The accused player, Antwain Easterling, was arrested but never served time in prison. He attends the University of Southern Mississippi on a football scholarship.

Whoops. On Jeremy Schapp’s Cecil Fielder piece (which a commenter noted had already been done by SI)….

Schaap’s interview with the former slugger Cecil Fielder was billed as an exclusive and detailed his angry estrangement from his son, Prince, who hit 50 home runs for the Milwaukee Brewers this season. It served as a valuable bookend to the 2004 examination of the family’s estrangement by “Real Sports” from the side of Prince and his mother, Stacey, who discussed the huge debts incurred by Cecil.

On Rachel Nichols Vegas Piece….

Nichols’s piece, the flashiest in the bunch because it was shot partly in Las Vegas, looked at the influence of a statistician in San Francisco, Bob Stoll, whose uncanny ability to handicap college football games forced casinos to try to retaliate against him to stanch their losses.

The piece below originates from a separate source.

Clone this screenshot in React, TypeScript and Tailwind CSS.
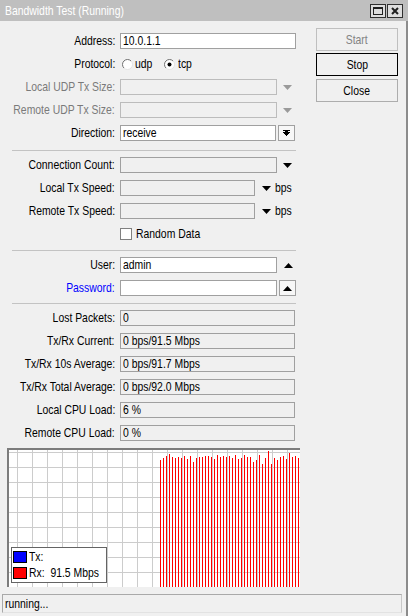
import type { ReactNode } from 'react';

const barTops = [
  10, 8, 6, 4, 7, 8, 7, 8, 6, 9, 6, 12, 8, 7, 7, 6, 6, 7, 9, 5, 7, 6, 7, 6, 8, 5, 9, 8, 5, 7, 7, 12, 10, 5, 14, 8, 1,
  14, 8, 10, 7, 6, 9, 3, 7, 6, 8,
];

// the reference font is a narrow, tall sans; squeeze Liberation Sans to match
function T({ children, origin = 'left' }: { children: ReactNode; origin?: 'left' | 'right' | 'center' }) {
  const o = origin === 'left' ? 'origin-left' : origin === 'right' ? 'origin-right' : 'origin-center';
  return <span className={`inline-block shrink-0 whitespace-pre scale-x-[0.8] ${o}`}>{children}</span>;
}

function Row({ label, labelClass = 'text-black', first, children }: { label: string; labelClass?: string; first?: boolean; children?: ReactNode }) {
  return (
    <div className={`flex h-[16px] items-center ${first ? '' : 'mt-[7px]'}`}>
      <div className={`flex w-[116px] shrink-0 justify-end pr-[1px] ${labelClass}`}>
        {label && <T origin="right">{label}</T>}
      </div>
      <div className="ml-[4px] flex h-[16px] items-center">{children}</div>
    </div>
  );
}

function Field({ value = '', width, tone = 'white' }: { value?: string; width: string; tone?: 'white' | 'gray' | 'disabled' }) {
  const cls =
    tone === 'white'
      ? 'bg-white border-[#a0a0a0]'
      : tone === 'gray'
        ? 'bg-[#f0f0f0] border-[#a0a0a0]'
        : 'bg-[#f0f0f0] border-[#bcbcbc]';
  return (
    <div className={`${width} flex h-[16px] shrink-0 items-center border pl-[2px] leading-[14px] ${cls}`}>
      {value && <T>{value}</T>}
    </div>
  );
}

function Arrow({ up, color = '#000000', className = '' }: { up?: boolean; color?: string; className?: string }) {
  return (
    <svg width="9" height="5" viewBox="0 0 9 5" className={`shrink-0 ${className}`}>
      <polygon points={up ? '0,5 9,5 4.5,0' : '0,0 9,0 4.5,5'} fill={color} />
    </svg>
  );
}

function Radio({ checked }: { checked?: boolean }) {
  return (
    <svg width="11" height="11" viewBox="0 0 11 11" className="shrink-0">
      <circle cx="5.5" cy="5.5" r="5" fill="#ffffff" />
      <path d="M1.96 9.04 A5 5 0 0 1 9.04 1.96" stroke="#707070" fill="none" />
      <path d="M9.04 1.96 A5 5 0 0 1 1.96 9.04" stroke="#e3e3e3" fill="none" />
      {checked && <circle cx="5.5" cy="5.5" r="2" fill="#000000" />}
    </svg>
  );
}

function Separator({ top }: { top: string }) {
  return <div className={`${top} mb-[6px] ml-[12px] h-px w-[284px] bg-[#c3c3c3]`} />;
}

function WinButton({ children, variant }: { children: ReactNode; variant: 'disabled' | 'default' | 'normal' }) {
  const cls =
    variant === 'disabled'
      ? 'border-[#bfbfbf] text-[#838383]'
      : variant === 'default'
        ? 'border-black text-black'
        : 'border-[#adadad] text-black';
  return (
    <div className={`flex h-[23px] w-[82px] items-center justify-center border bg-[#f0f0f0] ${cls}`}>
      <T origin="center">{children}</T>
    </div>
  );
}

function Graph() {
  const vLines = Array.from({ length: 19 }, (_, i) => 8 + i * 15);
  const hLines = Array.from({ length: 9 }, (_, i) => 2 + i * 15);
  return (
    <div className="relative ml-[7px] mt-[7px] h-[139px] w-[293px] border-l-2 border-t-2 border-[#7c7c7c] bg-white">
      <svg width="291" height="137" viewBox="0 0 291 137" shapeRendering="crispEdges" className="block">
        {vLines.map((x) => (
          <rect key={`v${x}`} x={x} y={0} width={1} height={137} fill="#cccccc" />
        ))}
        {hLines.map((y) => (
          <rect key={`h${y}`} x={0} y={y} width={291} height={1} fill="#cccccc" />
        ))}
        {barTops.map((t, i) => (
          <rect key={`b${i}`} x={151 + i * 3} y={t} width={1} height={137 - t} fill="#ff0000" />
        ))}
      </svg>
      <div className="absolute left-[2px] top-[97px] flex h-[36px] w-[96px] flex-col border border-[#646464] bg-white pl-[1px] pt-[3px]">
        <div className="flex h-[12px] items-center leading-[12px]">
          <div className="h-[12px] w-[14px] shrink-0 border border-black bg-[#0000ff]" />
          <span className="ml-[2px] flex">
            <T>Tx:</T>
          </span>
        </div>
        <div className="mt-[4px] flex h-[12px] items-center leading-[12px]">
          <div className="h-[12px] w-[14px] shrink-0 border border-black bg-[#ff0000]" />
          <span className="ml-[2px] flex">
            <T>Rx:  91.5 Mbps</T>
          </span>
        </div>
      </div>
    </div>
  );
}

export default function App() {
  return (
    <div className="relative h-[616px] w-[408px] overflow-hidden bg-[#f0f0f0] font-['Liberation_Sans',Arial,sans-serif] text-[13px] leading-[16px] text-black">
      {/* title bar */}
      <div className="flex h-[21px] items-center justify-between bg-[#bfbfbf] pl-[5px] pr-[5px]">
        <span className="flex text-white">
          <T>Bandwidth Test (Running)</T>
        </span>
        <div className="flex gap-[1px]">
          <div className="flex h-[14px] w-[16px] items-center justify-center border border-[#303030] bg-[#dedede]">
            <div className="h-[8px] w-[10px] border border-t-2 border-[#202020]" />
          </div>
          <div className="flex h-[14px] w-[16px] items-center justify-center border border-[#303030] bg-[#dedede]">
            <svg width="8" height="8" viewBox="0 0 8 8">
              <path d="M1 1 L7 7 M7 1 L1 7" stroke="#202020" strokeWidth="2" />
            </svg>
          </div>
        </div>
      </div>

      <div className="h-[595px] border-r-2 border-[#8c8c8c]">
        <div className="flex">
          {/* form */}
          <div className="w-[316px] pt-[12px]">
            <Row label="Address:" first>
              <Field value="10.0.1.1" width="w-[176px]" />
            </Row>
            <Row label="Protocol:">
              <div className="ml-[2px] flex items-center">
                <Radio />
                <span className="ml-[2px] flex w-[29px] shrink-0">
                  <T>udp</T>
                </span>
                <Radio checked />
                <span className="ml-[3px] flex">
                  <T>tcp</T>
                </span>
              </div>
            </Row>
            <Row label="Local UDP Tx Size:" labelClass="text-[#7a7a7a]">
              <Field width="w-[157px]" tone="disabled" />
              <Arrow color="#9a9a9a" className="ml-[6px]" />
            </Row>
            <Row label="Remote UDP Tx Size:" labelClass="text-[#7a7a7a]">
              <Field width="w-[157px]" tone="disabled" />
              <Arrow color="#9a9a9a" className="ml-[6px]" />
            </Row>
            <Row label="Direction:">
              <Field value="receive" width="w-[156px]" />
              <div className="ml-[2px] flex h-[16px] w-[17px] items-center justify-center border border-[#a0a0a0] bg-[#f7f7f7]">
                <svg width="7" height="7" viewBox="0 0 7 7" shapeRendering="crispEdges">
                  <rect x="0" y="0" width="7" height="1" fill="#000" />
                  <polygon points="0,2 7,2 3.5,6" fill="#000" />
                  <rect x="2" y="1" width="3" height="2" fill="#000" />
                </svg>
              </div>
            </Row>

            <Separator top="mt-[9px]" />

            <Row label="Connection Count:" first>
              <Field width="w-[157px]" tone="gray" />
              <Arrow className="ml-[6px]" />
            </Row>
            <Row label="Local Tx Speed:">
              <Field width="w-[135px]" tone="gray" />
              <Arrow className="ml-[7px]" />
              <span className="ml-[4px] flex">
                <T>bps</T>
              </span>
            </Row>
            <Row label="Remote Tx Speed:">
              <Field width="w-[135px]" tone="gray" />
              <Arrow className="ml-[7px]" />
              <span className="ml-[4px] flex">
                <T>bps</T>
              </span>
            </Row>
            <Row label="">
              <div className="h-[12px] w-[12px] shrink-0 border border-[#808080] bg-white" />
              <span className="ml-[4px] flex">
                <T>Random Data</T>
              </span>
            </Row>

            <Separator top="mt-[8px]" />

            <Row label="User:" first>
              <Field value="admin" width="w-[157px]" />
              <Arrow up className="ml-[7px]" />
            </Row>
            <Row label="Password:" labelClass="text-[#0000ff]">
              <Field width="w-[157px]" />
              <div className="ml-[2px] flex h-[16px] w-[17px] items-center justify-center border border-[#a0a0a0] bg-[#f7f7f7]">
                <Arrow up />
              </div>
            </Row>

            <Separator top="mt-[7px]" />

            <Row label="Lost Packets:" first>
              <Field value="0" width="w-[175px]" tone="gray" />
            </Row>
            <Row label="Tx/Rx Current:">
              <Field value="0 bps/91.5 Mbps" width="w-[175px]" tone="gray" />
            </Row>
            <Row label="Tx/Rx 10s Average:">
              <Field value="0 bps/91.7 Mbps" width="w-[175px]" tone="gray" />
            </Row>
            <Row label="Tx/Rx Total Average:">
              <Field value="0 bps/92.0 Mbps" width="w-[175px]" tone="gray" />
            </Row>
            <Row label="Local CPU Load:">
              <Field value="6 %" width="w-[175px]" tone="gray" />
            </Row>
            <Row label="Remote CPU Load:">
              <Field value="0 %" width="w-[175px]" tone="gray" />
            </Row>
          </div>

          {/* buttons */}
          <div className="flex flex-col pt-[7px]">
            <WinButton variant="disabled">Start</WinButton>
            <div className="mt-[2px]">
              <WinButton variant="default">Stop</WinButton>
            </div>
            <div className="mt-[3px]">
              <WinButton variant="normal">Close</WinButton>
            </div>
          </div>
        </div>

        <Graph />

        <div className="ml-[2px] mt-[7px] flex h-[19px] w-[400px] items-center border border-[#a9a9a9] border-b-[#e2e2e2] border-r-[#c8c8c8] pl-[2px]">
          <T>running...</T>
        </div>
      </div>
    </div>
  );
}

The story, which ended without a satisfying dramatic resolution, was reported at length in January by The Wall Street Journal.

On Bill Simmons’ EA Sports Segment….

The final segment found Bill Simmons, the “Sports Guy” columnist for ESPN.com and ESPN the Magazine, donning a motion capture suit to record his physical movements so he could play himself as a Boston Celtic in a video game. Funny idea — what would Andy Rooney do? — until the camera showed an enormous EA sign in the background. The merger of journalism and product placement is not amusing.

Just about the only piece he didn’t trash was the Jason Ray piece, and went so far as to copare the 4 major reporters to NYPD Blue’s cast. It’s a great read that sheds some light on items that were reported locally before making it to the ESPN Monolith. It’s never bad to revisit items, but ESPN failed to mention any other publications that covered these stories and almost made them out to be exclusives.

I think the show has potential, but let’s not call these things exclusives unless they are….like the Ray Piece.